What is the purpose of the deposition? There will be no judge or jury at the deposition (despite some very misguided television shows). Therefore, you will not win the case at the deposition. However, you could lose it with any number of missteps, so it is very important to know the goal of the plaintiff’s lawyer. He may simply want to establish the validity of coverage or understand the information on which a decision was made. He may be looking for evidence of a bad faith claim and the absence of a debatable reason for a denial. He may also be facing a motion for summary judgment and want to create some factual dispute in order to overcome that motion. You need to know what he is trying to accomplish and how it fits into the overall strategy of the defense of your case.
What if I don’t know the answer to a question? There are only four really good responses to a question in a deposition: “yes,” “no,” “I don’t understand the question,” and “I don’t know.” A deposition is not a quiz. It is not your job to know the answer to everything that could be asked. Your opponent may be trying to establish what you don’t know as much as what you do know. You will get yourself in trouble if you start answering definitively about things that you have only a hunch or to which you think you might know the answer. You should know what you know, but it is equally important to know what you don’t know. Be cautious, however. “I don’t know,” should never be used as an excuse for lack of preparation.
How much should I say? Answering questions in a deposition is a unique experience. You are not allowed to ask questions in response (other than asking that a question be clarified), but you are bound to answer truthfully and completely. However, that does not mean you should volunteer information. Be very careful to answer only the questions that you are asked and to answer as directly and succinctly as possible. Ask counsel to conduct a mock examination so that you can get a feel for the question-and-answer exchange. The exchange can be awkward and uncomfortable at times. But remember, it is not a conversation. Even if opposing counsel is cordial and friendly, stay on your guard. Listen carefully, and answer thoughtfully and with purpose.
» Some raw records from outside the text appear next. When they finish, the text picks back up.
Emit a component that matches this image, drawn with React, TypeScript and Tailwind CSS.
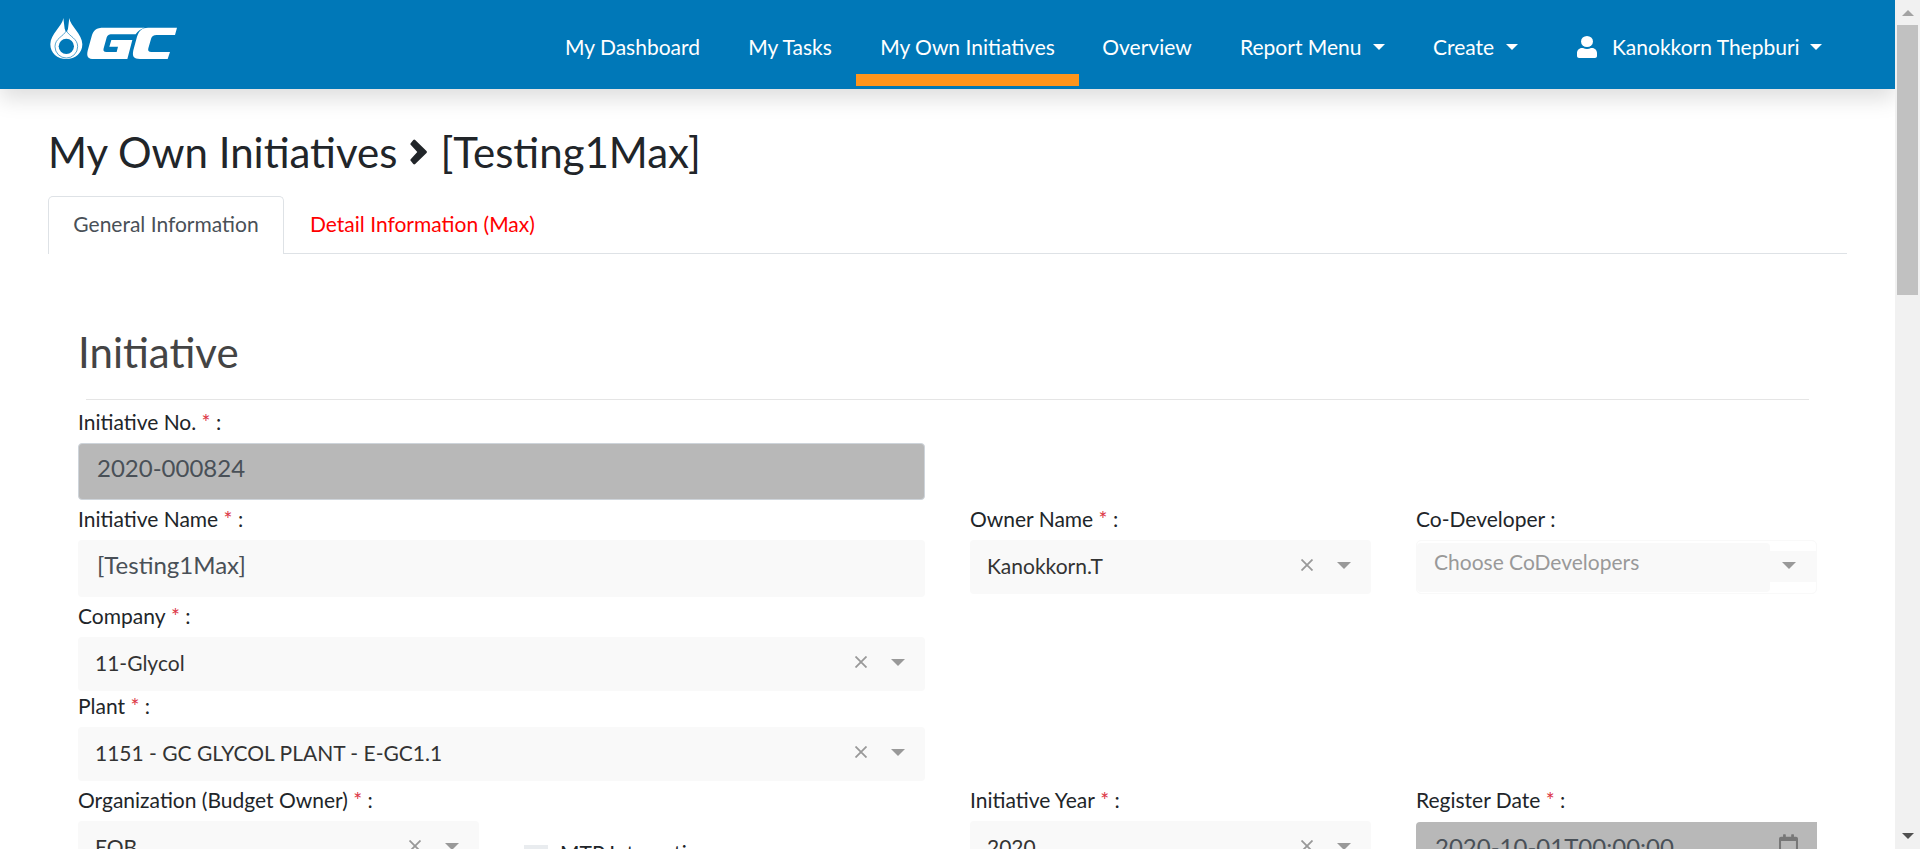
import { FaRegCalendar } from "react-icons/fa";

function Label({ text, required = true }: { text: string; required?: boolean }) {
  return (
    <label className="flex h-9 items-start whitespace-pre text-[21px] leading-[30px] text-[#212529]">
      {text}
      {required && <span className="text-[#dc3545]"> *</span>}
      {" :"}
    </label>
  );
}

function Caret() {
  return <span className="mb-px h-0 w-0 border-x-[7.5px] border-t-[7px] border-x-transparent border-t-[#999]" />;
}

function Select({ value }: { value: string }) {
  return (
    <div className="flex h-[54px] items-center rounded-[4px] bg-[#f9f9f9] pr-5 pb-[3px] pl-[17px] text-[21px] text-[#333]">
      <span className="grow whitespace-nowrap">{value}</span>
      <svg className="mr-6 mb-px h-3 w-3" viewBox="0 0 12 12" stroke="#999" strokeWidth="1.8">
        <path d="M0.5 0.5 11.5 11.5M11.5 0.5 0.5 11.5" />
      </svg>
      <Caret />
    </div>
  );
}

function NavCaret() {
  return <span className="ml-3 h-0 w-0 border-x-[6.5px] border-t-[6px] border-x-transparent border-t-white" />;
}

function Logo() {
  return (
    <svg className="h-[60px] w-[150px]" viewBox="0 0 450 180" fill="#fff">
      <path d="M70 24C68 48 31 72 31 103C31 130 52 147 79 147C106 147 127 130 127 103C127 72 90 48 88 24L84 56L79 66L74 56Z" />
      <path d="M79 28V62" stroke="#0078b8" strokeWidth="6" />
      <path d="M79 62C70 80 45 85 45 110A34 34 0 0 0 113 110C113 85 88 80 79 62Z" fill="none" stroke="#0078b8" strokeWidth="3" opacity="0.65" />
      <circle cx="79" cy="109" r="23" fill="#0078b8" />
      <path d="M314 53H192C168 53 160 60 155 79L143 122C139 140 144 147 163 147H262L277 90H214L208 110H234L230 126H199C191 126 189 123 191 115L199 86C202 76 206 73 215 73H287C293 64 300 58 314 53Z" />
      <path d="M411 53H324C306 53 297 62 291 80L280 121C276 140 281 147 300 147H383L390 126H334C326 126 323 123 325 115L333 87C336 78 340 75 350 75H405Z" />
    </svg>
  );
}

export default function App() {
  return (
    <div className="flex h-[849px] w-[1920px] overflow-hidden bg-white font-['Lato',sans-serif] text-[#212529]">
      <div className="flex w-[1895px] shrink-0 flex-col overflow-hidden">
        <header className="flex h-[89px] shrink-0 bg-[#0078b8] pl-10 text-[21px] text-white shadow-[0_10px_20px_rgba(0,0,0,0.13)]">
          <div className="w-[501px] pt-[10px]"><Logo /></div>
          <nav className="flex h-[86px] whitespace-nowrap">
            <a className="flex w-[183px] items-center justify-center pt-2">My Dashboard</a>
            <a className="flex w-[132px] items-center justify-center pt-2">My Tasks</a>
            <a className="flex w-[223px] items-center justify-center border-b-[12px] border-[#ff951c] pt-5">My Own Initiatives</a>
            <a className="flex w-[136px] items-center justify-center pt-2">Overview</a>
            <a className="flex w-[193px] items-center pt-2 pl-[25px]">Report Menu<NavCaret /></a>
            <a className="flex w-[169px] items-center pt-2 pl-[25px]">Create<NavCaret /></a>
            <a className="flex items-center pt-2">
              <svg className="mr-[15px] h-[22px] w-5" viewBox="0 0 20 22" fill="#fff">
                <ellipse cx="10" cy="5.500" rx="6" ry="5.500" />
                <path d="M5 12H6C8.500 13.300 11.500 13.300 14 12H15C18 12 20 14.500 20 17V20C20 21.200 19 22 18 22H2C1 22 0 21.200 0 20V17C0 14.500 2 12 5 12Z" />
              </svg>
              Kanokkorn Thepburi
              <span className="-ml-[2px]"><NavCaretBox /></span>
            </a>
          </nav>
        </header>
        <main className="flex flex-col px-12">
          <h1 className="mt-[39px] flex h-12 items-center text-[42px] leading-[48px]">
            My Own Initiatives
            <svg className="mr-[13px] ml-[13px] h-[26px] w-[17px]" viewBox="0 0 17 26" fill="#212529">
              <path d="M0.700 4.200 3.300 0.900Q4.200 0 5.200 0.900L16.500 12Q17.300 13 16.500 14L5.200 25.100Q4.200 26 3.300 25.100L0.700 21.800Q0 21 0.700 20.200L7.300 13 0.700 5.800Q0 5 0.700 4.200Z" />
            </svg>
            [Testing1Max]
          </h1>
          <div className="mt-5 flex h-[58px] border-b border-[#dee2e6] text-[21px]">
            <div className="flex h-[58px] w-[236px] items-center justify-center rounded-t-[5px] border border-b-0 border-[#dee2e6] bg-white pb-1 text-[#495057]">General Information</div>
            <div className="flex items-center pb-[2px] pl-[26px] text-[#f00]">Detail Information (Max)</div>
          </div>
          <section className="flex flex-col px-[30px] pt-[74px]">
            <h2 className="h-12 text-[42px] leading-[48px] text-[#444]">Initiative</h2>
            <hr className="mx-2 mt-[23px] mb-[7px] border-[#e5e5e5]" />
            <div className="flex justify-between">
              <div className="flex w-[847px] flex-col">
                <Label text="Initiative No." />
                <div className="flex h-[57px] items-center rounded-[4px] border border-[#ced4da] bg-[#b8b8b8] pb-[7px] pl-[18px] text-[24px] text-[#495057]">2020-000824</div>
                <div className="h-1" />
                <Label text="Initiative Name" />
                <div className="flex h-[57px] items-center rounded-[4px] bg-[#f9f9f9] pb-[7px] pl-[19px] text-[24px] text-[#495057]">[Testing1Max]</div>
                <div className="h-1" />
                <Label text="Company" />
                <Select value="11-Glycol" />
                <Label text="Plant" />
                <Select value="1151 - GC GLYCOL PLANT - E-GC1.1" />
                <div className="h-1" />
                <Label text="Organization (Budget Owner)" />
                <div className="flex">
                  <div className="w-[401px]"><Select value="EOB" /></div>
                  <div className="ml-[45px] flex pt-[17px] text-[21px] leading-[30px]">
                    <span className="mt-[7px] mr-3 h-6 w-6 bg-[#e9ecef]" />
                    MTP Integration
                  </div>
                </div>
              </div>
              <div className="flex w-[847px] flex-col pt-[97px]">
                <div className="flex justify-between">
                  <div className="w-[401px]"><Label text="Owner Name" /><Select value="Kanokkorn.T" /></div>
                  <div className="w-[401px]">
                    <Label text="Co-Developer" required={false} />
                    <div className="flex h-[54px] items-center rounded-[5px] border border-[#f9f9f9]">
                      <div className="flex h-[49px] w-[353px] rounded-[4px] bg-[#f9f9f9] pt-1 pl-[17px] text-[21px] leading-[30px] text-[#999]">Choose CoDevelopers</div>
                      <div className="mb-px flex h-[31px] grow items-center bg-[#f9f9f9] pb-px pl-3"><Caret /></div>
                    </div>
                  </div>
                </div>
                <div className="mt-[191px] flex justify-between">
                  <div className="w-[401px]"><Label text="Initiative Year" /><Select value="2020" /></div>
                  <div className="w-[401px]">
                    <Label text="Register Date" />
                    <div className="mt-px flex h-[57px] items-center justify-between rounded-l-[4px] bg-[#b8b8b8] pr-[19px] pb-[7px] pl-[19px] text-[24px] text-[#495057]">
                      2020-10-01T00:00:00
                      <FaRegCalendar className="mt-3 h-[22px] w-[19px] self-start text-[#777]" />
                    </div>
                  </div>
                </div>
              </div>
            </div>
          </section>
        </main>
      </div>
      <aside className="flex w-[25px] flex-col items-center bg-[#f1f1f1] pt-[10px] pb-[10px]">
        <span className="h-0 w-0 border-x-[6px] border-b-[6px] border-x-transparent border-b-[#a3a3a3]" />
        <div className="mt-[9px] h-[270px] w-[21px] bg-[#c1c1c1]" />
        <span className="mt-auto h-0 w-0 border-x-[6px] border-t-[6px] border-x-transparent border-t-[#505050]" />
      </aside>
    </div>
  );
}

function NavCaretBox() {
  return <span className="flex"><NavCaret /></span>;
}
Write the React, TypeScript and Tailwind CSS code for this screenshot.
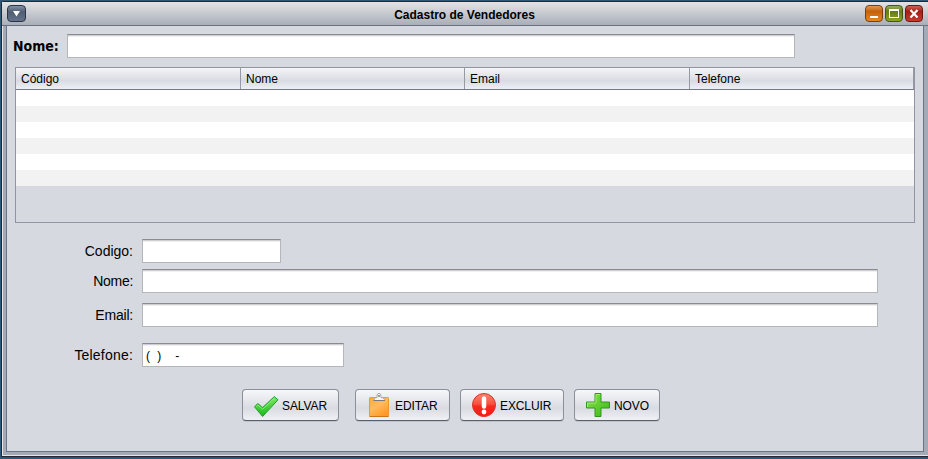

What do I wear? For those of you lucky enough to work remotely, this is always a question. You want to present a professional appearance without overdoing it. In addition to your testimony, opposing counsel will be evaluating your potential impression on a jury. Dress conservatively but competently. Leave the Rolex and the Armani suit at home. Something close to job interview attire is most appropriate.
What do I bring? The short answer is nothing, unless you are told otherwise. Anything you bring that is remotely related to the claim is subject to questions. Leave your cell phone somewhere in the car or outside the deposition room. With increased remote access to email and files, the potential to be asked about electronic documents and communications is great. You may be asked by your lawyer to bring your claims file or certain documents. Be sure to find out whether you need originals or copies and whether any documents need to be certified.